Task description - Make an exact transcription of the material, leaving out all images.

Raw data -
>>
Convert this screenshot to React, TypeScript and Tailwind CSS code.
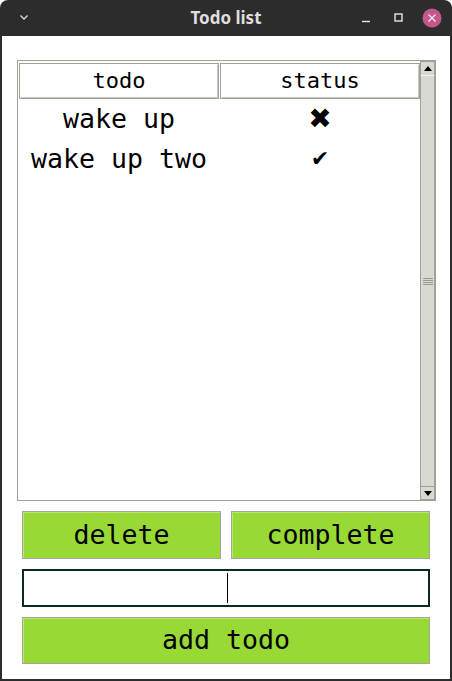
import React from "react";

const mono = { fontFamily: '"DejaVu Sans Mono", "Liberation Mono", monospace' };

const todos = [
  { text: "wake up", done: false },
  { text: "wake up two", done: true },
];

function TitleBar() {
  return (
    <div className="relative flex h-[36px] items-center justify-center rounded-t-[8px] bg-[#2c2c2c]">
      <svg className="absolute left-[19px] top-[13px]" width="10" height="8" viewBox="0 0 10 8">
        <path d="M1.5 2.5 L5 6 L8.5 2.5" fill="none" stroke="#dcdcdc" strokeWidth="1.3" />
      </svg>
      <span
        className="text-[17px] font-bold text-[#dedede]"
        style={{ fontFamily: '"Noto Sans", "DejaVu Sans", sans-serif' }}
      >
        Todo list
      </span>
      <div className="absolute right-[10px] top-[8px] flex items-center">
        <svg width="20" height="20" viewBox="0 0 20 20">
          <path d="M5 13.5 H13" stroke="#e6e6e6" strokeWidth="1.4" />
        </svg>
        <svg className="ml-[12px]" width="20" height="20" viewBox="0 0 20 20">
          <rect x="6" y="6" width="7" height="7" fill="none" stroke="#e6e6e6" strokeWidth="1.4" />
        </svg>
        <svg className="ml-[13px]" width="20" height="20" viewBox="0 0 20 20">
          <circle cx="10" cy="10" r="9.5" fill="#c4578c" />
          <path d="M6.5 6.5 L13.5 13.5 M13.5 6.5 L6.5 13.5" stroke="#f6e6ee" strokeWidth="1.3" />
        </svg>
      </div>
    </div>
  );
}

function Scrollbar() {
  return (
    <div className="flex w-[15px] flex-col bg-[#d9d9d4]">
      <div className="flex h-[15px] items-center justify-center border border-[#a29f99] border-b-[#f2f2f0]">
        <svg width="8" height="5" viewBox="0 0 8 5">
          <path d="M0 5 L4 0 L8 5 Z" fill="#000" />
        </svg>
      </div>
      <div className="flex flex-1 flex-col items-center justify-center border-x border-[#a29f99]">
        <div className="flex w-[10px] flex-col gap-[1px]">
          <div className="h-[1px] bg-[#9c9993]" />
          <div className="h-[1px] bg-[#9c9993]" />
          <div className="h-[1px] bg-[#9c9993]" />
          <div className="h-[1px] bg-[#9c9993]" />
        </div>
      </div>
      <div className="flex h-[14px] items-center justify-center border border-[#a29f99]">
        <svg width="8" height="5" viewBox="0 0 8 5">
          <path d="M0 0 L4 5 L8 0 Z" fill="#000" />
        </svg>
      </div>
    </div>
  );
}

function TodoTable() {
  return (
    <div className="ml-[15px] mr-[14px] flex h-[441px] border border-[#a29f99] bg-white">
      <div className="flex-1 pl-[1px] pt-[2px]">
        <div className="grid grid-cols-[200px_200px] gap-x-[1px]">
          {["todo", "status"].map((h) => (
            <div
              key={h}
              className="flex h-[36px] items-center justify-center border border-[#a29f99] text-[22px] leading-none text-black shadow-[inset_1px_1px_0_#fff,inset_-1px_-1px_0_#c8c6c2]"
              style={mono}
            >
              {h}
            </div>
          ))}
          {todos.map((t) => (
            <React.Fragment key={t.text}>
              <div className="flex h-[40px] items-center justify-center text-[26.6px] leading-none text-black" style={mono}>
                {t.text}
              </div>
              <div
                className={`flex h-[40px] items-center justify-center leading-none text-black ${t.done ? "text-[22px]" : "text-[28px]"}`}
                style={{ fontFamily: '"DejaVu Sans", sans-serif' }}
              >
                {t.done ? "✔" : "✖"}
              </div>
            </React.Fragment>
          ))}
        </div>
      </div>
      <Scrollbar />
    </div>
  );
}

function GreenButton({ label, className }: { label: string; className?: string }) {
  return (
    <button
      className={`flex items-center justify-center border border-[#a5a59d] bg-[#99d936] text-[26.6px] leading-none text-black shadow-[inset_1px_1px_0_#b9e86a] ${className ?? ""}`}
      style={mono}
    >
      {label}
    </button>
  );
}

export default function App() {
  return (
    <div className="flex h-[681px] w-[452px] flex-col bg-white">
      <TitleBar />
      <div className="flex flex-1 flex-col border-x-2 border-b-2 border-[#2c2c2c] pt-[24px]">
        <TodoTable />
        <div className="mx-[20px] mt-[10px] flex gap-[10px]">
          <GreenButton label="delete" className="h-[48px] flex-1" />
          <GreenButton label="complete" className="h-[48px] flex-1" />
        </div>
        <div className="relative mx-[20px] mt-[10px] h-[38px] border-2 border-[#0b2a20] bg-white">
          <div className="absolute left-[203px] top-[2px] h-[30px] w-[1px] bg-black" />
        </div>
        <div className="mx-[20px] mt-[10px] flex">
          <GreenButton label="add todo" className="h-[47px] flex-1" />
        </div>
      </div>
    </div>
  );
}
<<
Answer -
Convert this screenshot to React, TypeScript and Tailwind CSS code.
import React from "react";

const mono = { fontFamily: '"DejaVu Sans Mono", "Liberation Mono", monospace' };

const todos = [
  { text: "wake up", done: false },
  { text: "wake up two", done: true },
];

function TitleBar() {
  return (
    <div className="relative flex h-[36px] items-center justify-center rounded-t-[8px] bg-[#2c2c2c]">
      <svg className="absolute left-[19px] top-[13px]" width="10" height="8" viewBox="0 0 10 8">
        <path d="M1.5 2.5 L5 6 L8.5 2.5" fill="none" stroke="#dcdcdc" strokeWidth="1.3" />
      </svg>
      <span
        className="text-[17px] font-bold text-[#dedede]"
        style={{ fontFamily: '"Noto Sans", "DejaVu Sans", sans-serif' }}
      >
        Todo list
      </span>
      <div className="absolute right-[10px] top-[8px] flex items-center">
        <svg width="20" height="20" viewBox="0 0 20 20">
          <path d="M5 13.5 H13" stroke="#e6e6e6" strokeWidth="1.4" />
        </svg>
        <svg className="ml-[12px]" width="20" height="20" viewBox="0 0 20 20">
          <rect x="6" y="6" width="7" height="7" fill="none" stroke="#e6e6e6" strokeWidth="1.4" />
        </svg>
        <svg className="ml-[13px]" width="20" height="20" viewBox="0 0 20 20">
          <circle cx="10" cy="10" r="9.5" fill="#c4578c" />
          <path d="M6.5 6.5 L13.5 13.5 M13.5 6.5 L6.5 13.5" stroke="#f6e6ee" strokeWidth="1.3" />
        </svg>
      </div>
    </div>
  );
}

function Scrollbar() {
  return (
    <div className="flex w-[15px] flex-col bg-[#d9d9d4]">
      <div className="flex h-[15px] items-center justify-center border border-[#a29f99] border-b-[#f2f2f0]">
        <svg width="8" height="5" viewBox="0 0 8 5">
          <path d="M0 5 L4 0 L8 5 Z" fill="#000" />
        </svg>
      </div>
      <div className="flex flex-1 flex-col items-center justify-center border-x border-[#a29f99]">
        <div className="flex w-[10px] flex-col gap-[1px]">
          <div className="h-[1px] bg-[#9c9993]" />
          <div className="h-[1px] bg-[#9c9993]" />
          <div className="h-[1px] bg-[#9c9993]" />
          <div className="h-[1px] bg-[#9c9993]" />
        </div>
      </div>
      <div className="flex h-[14px] items-center justify-center border border-[#a29f99]">
        <svg width="8" height="5" viewBox="0 0 8 5">
          <path d="M0 0 L4 5 L8 0 Z" fill="#000" />
        </svg>
      </div>
    </div>
  );
}

function TodoTable() {
  return (
    <div className="ml-[15px] mr-[14px] flex h-[441px] border border-[#a29f99] bg-white">
      <div className="flex-1 pl-[1px] pt-[2px]">
        <div className="grid grid-cols-[200px_200px] gap-x-[1px]">
          {["todo", "status"].map((h) => (
            <div
              key={h}
              className="flex h-[36px] items-center justify-center border border-[#a29f99] text-[22px] leading-none text-black shadow-[inset_1px_1px_0_#fff,inset_-1px_-1px_0_#c8c6c2]"
              style={mono}
            >
              {h}
            </div>
          ))}
          {todos.map((t) => (
            <React.Fragment key={t.text}>
              <div className="flex h-[40px] items-center justify-center text-[26.6px] leading-none text-black" style={mono}>
                {t.text}
              </div>
              <div
                className={`flex h-[40px] items-center justify-center leading-none text-black ${t.done ? "text-[22px]" : "text-[28px]"}`}
                style={{ fontFamily: '"DejaVu Sans", sans-serif' }}
              >
                {t.done ? "✔" : "✖"}
              </div>
            </React.Fragment>
          ))}
        </div>
      </div>
      <Scrollbar />
    </div>
  );
}

function GreenButton({ label, className }: { label: string; className?: string }) {
  return (
    <button
      className={`flex items-center justify-center border border-[#a5a59d] bg-[#99d936] text-[26.6px] leading-none text-black shadow-[inset_1px_1px_0_#b9e86a] ${className ?? ""}`}
      style={mono}
    >
      {label}
    </button>
  );
}

export default function App() {
  return (
    <div className="flex h-[681px] w-[452px] flex-col bg-white">
      <TitleBar />
      <div className="flex flex-1 flex-col border-x-2 border-b-2 border-[#2c2c2c] pt-[24px]">
        <TodoTable />
        <div className="mx-[20px] mt-[10px] flex gap-[10px]">
          <GreenButton label="delete" className="h-[48px] flex-1" />
          <GreenButton label="complete" className="h-[48px] flex-1" />
        </div>
        <div className="relative mx-[20px] mt-[10px] h-[38px] border-2 border-[#0b2a20] bg-white">
          <div className="absolute left-[203px] top-[2px] h-[30px] w-[1px] bg-black" />
        </div>
        <div className="mx-[20px] mt-[10px] flex">
          <GreenButton label="add todo" className="h-[47px] flex-1" />
        </div>
      </div>
    </div>
  );
}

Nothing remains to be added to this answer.